26.) I would like to thank editorial cartoons and comic strips. These are the best job, so far, I have. It is not for everyone and I am glad I took up the challenge. I’d like to thank my father for giving me that book of editorial cartoons of the Marcoses, Medal and Shoes and it inspired me to be a politcal cartoonist. Hell, my first cartoon was a hack job to draw the Imeldific one, I was paid with a couple of fillet-o-fish. Not bad for a really hungry freshman resident of the Kalayaan dormitory.

27.) I would like to thank the internet. I came from an era when I read this as science fiction before. I have memories of snail mail. But now, I am connected to the wired world. I am allowed to be masturbatory without having to ejaculate, like blogging for instance.

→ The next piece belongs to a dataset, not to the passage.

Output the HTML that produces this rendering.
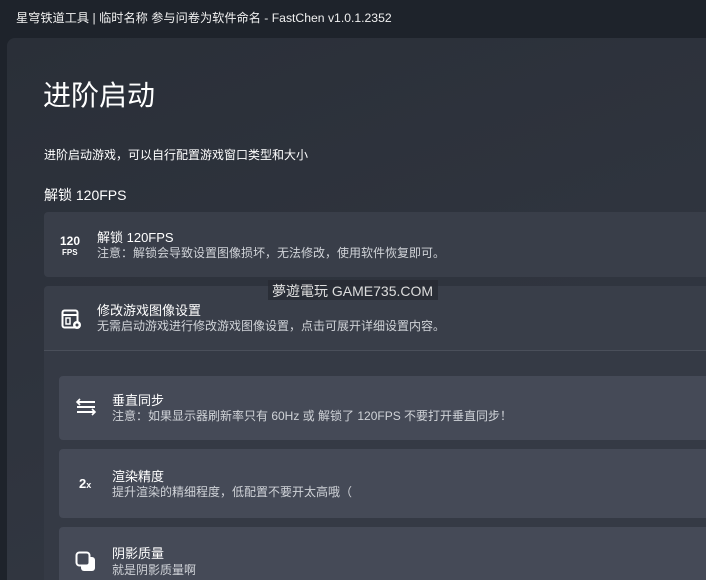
<!DOCTYPE html>
<html><head><meta charset="utf-8"><style>
*{margin:0;padding:0;box-sizing:border-box}
html,body{width:706px;height:580px;overflow:hidden}
body{background:#1e232b;font-family:"Liberation Sans","Noto Sans CJK SC",sans-serif;color:#fff;position:relative}
.title{position:absolute;left:16px;top:8px;font-size:12.2px;color:#f0f0f0}
.panel{position:absolute;left:7px;top:38px;width:699px;height:542px;background:linear-gradient(160deg,#2a2f38,#343944);border-radius:8px 0 0 0}
.abs{position:absolute}
.card{position:absolute;background:#393e49;border-radius:4px}
.t{position:absolute;font-size:13px;color:#fff}
.s{position:absolute;font-size:12px;color:#d0d3d8}
.inner{position:absolute;left:59px;width:647px;background:#454a57;border-radius:4px 0 0 4px}
</style></head><body>
<div class="title">星穹铁道工具 | 临时名称 参与问卷为软件命名 - FastChen v1.0.1.2352</div>
<div class="panel"></div>
<div class="abs" style="left:43px;top:74px;font-size:28px">进阶启动</div>
<div class="abs" style="left:44px;top:146px;font-size:12px">进阶启动游戏，可以自行配置游戏窗口类型和大小</div>
<div class="abs" style="left:44px;top:185px;font-size:14px">解锁 120FPS</div>

<div class="card" style="left:44px;top:212px;width:662px;height:65px;border-radius:4px 0 0 4px"></div>
<div class="abs" style="left:60px;top:235px;font-size:12px;font-weight:bold;line-height:12px">120</div>
<div class="abs" style="left:62px;top:248px;font-size:8px;font-weight:bold">FPS</div>
<div class="t" style="left:97px;top:227px">解锁 120FPS</div>
<div class="s" style="left:97px;top:244px">注意：解锁会导致设置图像损坏，无法修改，使用软件恢复即可。</div>

<div class="card" style="left:44px;top:286px;width:662px;height:294px;background:#353a45;border-radius:4px 0 0 0"></div>
<div class="card" style="left:44px;top:286px;width:662px;height:64px;border-radius:4px 0 0 0"></div>
<div class="abs" style="left:44px;top:350px;width:662px;height:1px;background:#4a4f5a"></div>
<svg class="abs" style="left:61px;top:309px" width="22" height="22" viewBox="0 0 22 22"><rect x="1.5" y="1.5" width="15" height="17" rx="2" fill="none" stroke="#fff" stroke-width="2"/><line x1="2" y1="6" x2="16" y2="6" stroke="#fff" stroke-width="2"/><rect x="5" y="9" width="4" height="6" fill="none" stroke="#fff" stroke-width="1.5"/><circle cx="16" cy="16" r="4" fill="#fff"/><circle cx="16" cy="16" r="1.5" fill="#393e49"/></svg>
<div class="t" style="left:97px;top:300px">修改游戏图像设置</div>
<div class="s" style="left:97px;top:317px">无需启动游戏进行修改游戏图像设置，点击可展开详细设置内容。</div>

<div class="inner" style="top:376px;height:64px"></div>
<svg class="abs" style="left:75px;top:398px" width="22" height="18" viewBox="0 0 22 18"><line x1="2" y1="4" x2="20" y2="4" stroke="#fff" stroke-width="2"/><path d="M5 1L2 4L5 7" fill="none" stroke="#fff" stroke-width="1.6"/><line x1="2" y1="9" x2="20" y2="9" stroke="#fff" stroke-width="2"/><line x1="2" y1="14" x2="20" y2="14" stroke="#fff" stroke-width="2"/><path d="M17 11L20 14L17 17" fill="none" stroke="#fff" stroke-width="1.6"/></svg>
<div class="t" style="left:112px;top:390px">垂直同步</div>
<div class="s" style="left:112px;top:407px">注意：如果显示器刷新率只有 60Hz 或 解锁了 120FPS 不要打开垂直同步！</div>

<div class="inner" style="top:449px;height:69px"></div>
<div class="abs" style="left:79px;top:476px;font-size:13px;font-weight:bold">2<span style="font-size:9px">x</span></div>
<div class="t" style="left:112px;top:466px">渲染精度</div>
<div class="s" style="left:112px;top:483px">提升渲染的精细程度，低配置不要开太高哦（</div>

<div class="inner" style="top:527px;height:53px;border-radius:4px 0 0 0"></div>
<svg class="abs" style="left:75px;top:551px" width="22" height="22" viewBox="0 0 22 22"><rect x="6" y="6" width="14" height="14" rx="3" fill="#fff"/><rect x="1.5" y="1.5" width="13" height="13" rx="3" fill="#454a57" stroke="#fff" stroke-width="2"/></svg>
<div class="t" style="left:112px;top:543px">阴影质量</div>
<div class="s" style="left:112px;top:561px">就是阴影质量啊</div>

<div class="abs" style="left:268px;top:280px;width:170px;height:20px;background:rgba(40,44,52,.85);font-size:14px;color:#ddd;padding:1px 4px">夢遊電玩 GAME735.COM</div>
</body></html>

28.) I am thankful for Addie. He’s my partner. On and off since 1996, but finally stabilized in 2003, we have a long way to go. I am grateful that you are there. Despite the double D’s of destruction: Distance and difficulty, I’m yours. Don’t believe when I said that “Saying ‘I love you’ frequently wears out the sentiment.” Quite the opposite. You say you are not interesting. I disagree. You make me laugh with your jokes and you try to teach me chemistry, which I will never understand. Please age with me a bit longer…like until we’re 82?

29.) I am thankful for my closet optimism. I may be dour, sour and bleak, but deep inside I have that smile ready to go off at any chance I will allow it. Perhaps, I should give more chances for this happening, eh?

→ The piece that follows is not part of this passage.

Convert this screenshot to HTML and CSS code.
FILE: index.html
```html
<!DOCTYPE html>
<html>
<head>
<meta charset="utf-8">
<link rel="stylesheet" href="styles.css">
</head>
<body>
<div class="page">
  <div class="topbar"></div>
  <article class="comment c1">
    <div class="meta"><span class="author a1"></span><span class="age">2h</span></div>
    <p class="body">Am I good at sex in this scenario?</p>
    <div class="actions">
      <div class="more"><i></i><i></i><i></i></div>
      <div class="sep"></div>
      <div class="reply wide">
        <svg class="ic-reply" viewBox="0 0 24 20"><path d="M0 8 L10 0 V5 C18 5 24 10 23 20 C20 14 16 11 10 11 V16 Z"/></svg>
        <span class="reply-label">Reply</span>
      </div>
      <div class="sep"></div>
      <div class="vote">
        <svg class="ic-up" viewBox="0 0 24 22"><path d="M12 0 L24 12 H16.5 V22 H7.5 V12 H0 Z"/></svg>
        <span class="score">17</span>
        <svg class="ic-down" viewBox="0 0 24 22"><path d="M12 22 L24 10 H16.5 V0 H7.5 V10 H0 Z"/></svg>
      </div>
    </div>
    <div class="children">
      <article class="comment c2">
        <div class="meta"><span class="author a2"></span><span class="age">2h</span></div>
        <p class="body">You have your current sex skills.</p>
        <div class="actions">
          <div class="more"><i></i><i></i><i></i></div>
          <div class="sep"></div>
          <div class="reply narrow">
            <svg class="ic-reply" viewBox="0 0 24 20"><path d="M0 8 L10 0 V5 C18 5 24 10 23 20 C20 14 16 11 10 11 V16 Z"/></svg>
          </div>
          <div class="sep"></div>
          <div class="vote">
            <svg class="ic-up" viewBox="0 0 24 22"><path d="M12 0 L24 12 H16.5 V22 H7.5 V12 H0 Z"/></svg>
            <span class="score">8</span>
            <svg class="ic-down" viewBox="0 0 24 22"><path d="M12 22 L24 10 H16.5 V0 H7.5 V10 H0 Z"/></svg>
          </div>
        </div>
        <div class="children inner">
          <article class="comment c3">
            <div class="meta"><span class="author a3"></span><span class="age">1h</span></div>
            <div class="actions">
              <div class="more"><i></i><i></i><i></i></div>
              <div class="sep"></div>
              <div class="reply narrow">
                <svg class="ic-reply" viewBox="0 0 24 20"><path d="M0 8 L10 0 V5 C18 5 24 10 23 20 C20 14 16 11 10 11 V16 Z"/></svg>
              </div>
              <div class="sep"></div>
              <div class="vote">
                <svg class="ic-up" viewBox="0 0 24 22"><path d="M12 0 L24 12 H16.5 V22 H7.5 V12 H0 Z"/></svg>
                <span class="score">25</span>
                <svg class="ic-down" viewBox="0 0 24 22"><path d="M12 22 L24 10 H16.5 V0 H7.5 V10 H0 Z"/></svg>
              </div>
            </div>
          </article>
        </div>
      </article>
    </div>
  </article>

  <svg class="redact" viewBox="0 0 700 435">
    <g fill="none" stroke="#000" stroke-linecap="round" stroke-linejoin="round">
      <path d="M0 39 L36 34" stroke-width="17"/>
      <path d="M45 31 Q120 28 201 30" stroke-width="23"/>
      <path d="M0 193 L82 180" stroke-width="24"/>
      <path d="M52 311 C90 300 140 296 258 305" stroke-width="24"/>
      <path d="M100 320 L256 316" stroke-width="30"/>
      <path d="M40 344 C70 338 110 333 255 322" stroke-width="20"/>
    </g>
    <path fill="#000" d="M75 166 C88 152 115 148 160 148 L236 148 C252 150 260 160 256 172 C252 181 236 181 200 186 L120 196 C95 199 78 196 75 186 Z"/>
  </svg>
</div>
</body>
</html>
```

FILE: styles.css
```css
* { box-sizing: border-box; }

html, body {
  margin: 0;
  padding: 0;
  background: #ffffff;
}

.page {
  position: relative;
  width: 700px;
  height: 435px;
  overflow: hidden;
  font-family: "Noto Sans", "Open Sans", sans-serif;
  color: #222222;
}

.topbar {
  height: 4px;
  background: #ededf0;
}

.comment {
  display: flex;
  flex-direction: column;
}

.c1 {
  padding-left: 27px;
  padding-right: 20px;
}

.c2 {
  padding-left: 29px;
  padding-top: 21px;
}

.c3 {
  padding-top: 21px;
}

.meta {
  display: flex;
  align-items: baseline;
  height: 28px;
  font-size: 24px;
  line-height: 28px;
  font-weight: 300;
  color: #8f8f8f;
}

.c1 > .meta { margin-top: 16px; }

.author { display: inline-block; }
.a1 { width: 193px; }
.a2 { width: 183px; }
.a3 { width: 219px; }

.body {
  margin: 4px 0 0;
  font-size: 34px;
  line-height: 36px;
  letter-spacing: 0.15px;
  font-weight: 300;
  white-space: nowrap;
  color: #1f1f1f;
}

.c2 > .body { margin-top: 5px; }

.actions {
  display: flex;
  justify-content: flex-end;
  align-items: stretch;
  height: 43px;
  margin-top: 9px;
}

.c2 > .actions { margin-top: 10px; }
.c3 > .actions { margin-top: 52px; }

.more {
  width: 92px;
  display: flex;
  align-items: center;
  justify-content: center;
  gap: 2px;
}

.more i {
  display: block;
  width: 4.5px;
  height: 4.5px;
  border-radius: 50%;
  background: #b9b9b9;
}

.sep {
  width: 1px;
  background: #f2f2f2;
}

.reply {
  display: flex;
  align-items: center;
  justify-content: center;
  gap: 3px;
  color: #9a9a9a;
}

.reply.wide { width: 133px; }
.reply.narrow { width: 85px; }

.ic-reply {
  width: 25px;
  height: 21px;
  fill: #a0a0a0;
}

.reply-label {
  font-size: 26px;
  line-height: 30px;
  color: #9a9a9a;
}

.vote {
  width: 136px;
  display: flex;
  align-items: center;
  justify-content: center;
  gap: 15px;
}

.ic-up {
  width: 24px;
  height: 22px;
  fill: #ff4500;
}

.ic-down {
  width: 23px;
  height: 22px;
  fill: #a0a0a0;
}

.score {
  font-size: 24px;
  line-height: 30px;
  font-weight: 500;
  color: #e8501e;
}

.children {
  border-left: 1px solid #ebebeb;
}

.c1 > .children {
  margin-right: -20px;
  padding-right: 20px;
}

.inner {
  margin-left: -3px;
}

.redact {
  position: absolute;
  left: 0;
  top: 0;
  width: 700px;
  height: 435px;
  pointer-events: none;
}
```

Ok, I have to celebrate life again.

Can’t stop the flood, bitches.


Responses

  1. Happy birthday! 😀

    This post is a very good read, by the way. You’re as much a writer as you are an artist, and don’t let anyone say otherwise. 🙂

  2. HAPPY BIRTHDAY CHONG!!! :-)Karina

  3. Happy birthday mah fwend and most favoritest (lol) divah in the whole wide (pun unintended) blogging world. let’s go out again sometime! 🙂

  4. happy birtday chong! the most feistiest person i met. ever. hehehe. and i remember 2003.. hehehe you got a good heart and mataray na kilay. perfect. hahaha

    kita tayo sa long break ko sa october. sana nasa manila din nun si addie.

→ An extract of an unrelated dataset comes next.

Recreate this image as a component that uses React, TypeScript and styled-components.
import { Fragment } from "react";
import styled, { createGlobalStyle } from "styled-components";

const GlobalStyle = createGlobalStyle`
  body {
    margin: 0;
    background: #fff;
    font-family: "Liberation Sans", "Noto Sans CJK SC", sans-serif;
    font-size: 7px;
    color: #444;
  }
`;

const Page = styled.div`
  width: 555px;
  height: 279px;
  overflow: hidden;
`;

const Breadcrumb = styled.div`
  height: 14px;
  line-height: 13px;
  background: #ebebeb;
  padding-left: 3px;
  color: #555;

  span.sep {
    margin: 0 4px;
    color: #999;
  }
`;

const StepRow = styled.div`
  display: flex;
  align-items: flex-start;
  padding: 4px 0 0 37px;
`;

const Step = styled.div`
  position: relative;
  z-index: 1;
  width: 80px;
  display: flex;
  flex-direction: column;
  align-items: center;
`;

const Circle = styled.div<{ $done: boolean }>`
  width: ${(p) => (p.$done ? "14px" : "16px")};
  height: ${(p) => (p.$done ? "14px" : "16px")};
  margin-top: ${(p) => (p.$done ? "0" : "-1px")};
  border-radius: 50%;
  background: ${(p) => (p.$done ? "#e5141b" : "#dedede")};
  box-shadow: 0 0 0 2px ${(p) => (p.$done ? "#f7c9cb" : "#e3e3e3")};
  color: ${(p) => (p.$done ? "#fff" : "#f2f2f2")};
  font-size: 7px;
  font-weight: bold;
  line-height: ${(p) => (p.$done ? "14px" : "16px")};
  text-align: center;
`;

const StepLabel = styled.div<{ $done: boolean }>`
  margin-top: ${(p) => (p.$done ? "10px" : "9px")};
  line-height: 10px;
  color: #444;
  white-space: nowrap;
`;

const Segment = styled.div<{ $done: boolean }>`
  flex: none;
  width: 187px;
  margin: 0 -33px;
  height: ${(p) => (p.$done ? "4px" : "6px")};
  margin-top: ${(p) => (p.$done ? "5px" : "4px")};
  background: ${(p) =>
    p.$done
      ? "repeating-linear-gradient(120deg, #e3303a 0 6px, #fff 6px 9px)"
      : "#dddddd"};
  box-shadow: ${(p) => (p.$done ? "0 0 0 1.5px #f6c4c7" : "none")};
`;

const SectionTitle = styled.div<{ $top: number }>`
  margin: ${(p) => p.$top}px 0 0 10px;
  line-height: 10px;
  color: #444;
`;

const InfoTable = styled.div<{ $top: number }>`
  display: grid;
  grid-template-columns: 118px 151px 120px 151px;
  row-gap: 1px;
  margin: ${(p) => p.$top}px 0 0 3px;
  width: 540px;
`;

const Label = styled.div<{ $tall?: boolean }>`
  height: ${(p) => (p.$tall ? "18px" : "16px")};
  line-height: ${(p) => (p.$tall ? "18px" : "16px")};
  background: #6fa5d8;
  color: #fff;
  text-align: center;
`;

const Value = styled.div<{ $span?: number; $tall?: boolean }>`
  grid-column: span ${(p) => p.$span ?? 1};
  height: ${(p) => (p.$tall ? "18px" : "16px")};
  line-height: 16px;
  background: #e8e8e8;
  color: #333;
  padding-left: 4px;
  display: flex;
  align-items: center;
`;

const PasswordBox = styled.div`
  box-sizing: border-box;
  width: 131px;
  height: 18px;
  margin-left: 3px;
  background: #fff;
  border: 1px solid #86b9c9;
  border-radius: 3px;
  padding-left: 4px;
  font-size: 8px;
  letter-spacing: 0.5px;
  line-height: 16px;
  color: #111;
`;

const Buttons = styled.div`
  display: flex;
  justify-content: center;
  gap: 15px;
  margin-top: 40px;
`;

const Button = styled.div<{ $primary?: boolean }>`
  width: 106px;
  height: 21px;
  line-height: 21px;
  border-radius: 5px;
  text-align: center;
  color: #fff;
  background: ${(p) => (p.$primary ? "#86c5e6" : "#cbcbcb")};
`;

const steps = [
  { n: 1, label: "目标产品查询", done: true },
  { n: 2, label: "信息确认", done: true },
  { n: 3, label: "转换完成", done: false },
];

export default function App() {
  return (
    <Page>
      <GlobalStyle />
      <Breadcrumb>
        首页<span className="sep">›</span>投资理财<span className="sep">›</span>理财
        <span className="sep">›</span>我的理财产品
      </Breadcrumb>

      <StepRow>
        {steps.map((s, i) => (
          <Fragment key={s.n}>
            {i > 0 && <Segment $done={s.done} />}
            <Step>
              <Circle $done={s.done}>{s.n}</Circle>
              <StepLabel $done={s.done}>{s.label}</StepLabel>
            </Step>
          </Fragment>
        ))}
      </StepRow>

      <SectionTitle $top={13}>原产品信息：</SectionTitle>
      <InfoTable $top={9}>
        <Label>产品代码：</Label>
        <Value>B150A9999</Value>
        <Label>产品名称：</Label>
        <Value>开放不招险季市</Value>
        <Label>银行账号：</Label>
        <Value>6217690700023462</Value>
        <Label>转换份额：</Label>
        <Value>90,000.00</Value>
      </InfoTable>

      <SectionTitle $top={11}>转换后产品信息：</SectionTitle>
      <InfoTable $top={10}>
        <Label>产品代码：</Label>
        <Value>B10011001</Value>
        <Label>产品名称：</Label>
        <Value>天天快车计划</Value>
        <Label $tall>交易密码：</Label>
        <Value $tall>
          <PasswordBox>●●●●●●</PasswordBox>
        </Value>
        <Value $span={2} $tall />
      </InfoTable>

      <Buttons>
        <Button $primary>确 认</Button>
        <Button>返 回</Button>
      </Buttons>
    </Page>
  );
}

  5. 30th entry for your list next year: thank the cosmic forces for conspiring to give birth to you on international women’s day. they say the face of poverty is the face of a woman. i say, so is the face of graceful strength. aspire it and live it (the strength not the poverty)! happy birthday ‘se!

  6. Well, all the same whether it’s your birthday or not… in times that we bitch each other in a satirical way… I am always glad that you are my false boyfriend and there won’t be any other man perhaps who will defend me (besides tatay nad borthers).

    Thank you for stating to the whole world that I am beautiful. Still contemplating that I am Ugly Betty :p

    Wherever state you are now, it’s just a phase. Believe me. I am happy that you’ve gone so far. We rant. We whine. We always wish what we are not. And I guess that’s normal. You are normal.

    Ang dami kong sinabi at English pa. But you know what I am going to. Love yourself. Don’t be rude and just stay in your room. Let’s have fun and be happy sa miseries ng iba! :p

    Bwahahaha…

    Thanks for being there. For slapping it into my face on things that I deny to see and accept and still go back to that foolishness… youa re still there… thanks for still loving me, despite my “kagagahan”…

    Syempre blog mo ito, ang haba rin ng reply ko…

    Happy birthday na nga… alam mo naman I’m not good in composing or prefessing how I feel 😦

    Siya… we are to meet pa. And of course, I am late again!

    Go spread the love, Dahlin’! Mwuah! :-*

  7. I love you, Chong. You’re the first male Pisces in my life and I treasure our memories of stealing tableware, as well as sleeping together in the Care Bear sense of the word. Nyahaha. I am your fan, always and forever.

    I thank you for letting me be your friend. Your bravery and sheer zest for life (even if you deny it) make me believe in stardust and magic. Corny but true.

    Happy birthday. Yes, I’m signing my name on this comment. I am proud to call you friend.

  8. Happy Birthday again! I don’t know how many times I’ve said that to you already! And here’s to another 29 more years! Hmm, I wonder where would we be by then? Feeling ko lang, palacial residence na ang drama mo! Tapos may aso ka pang dinadamitan at may sariling katulong! Gud lak! nyahahaha!!! Happy Birthday!

  9. Bro Bear, Happy Birthday! I could not stop thanking you for everything.I am yours forever.

  10. NEMCY…gwapa ka hija. Trust me. I speak the truth on this matter.

  11. Dear Chong,

    just surfed in again today…

    belated happy birthday! i wish you more of the best!
    i liked the painting you did for yourself…mabuhay ka!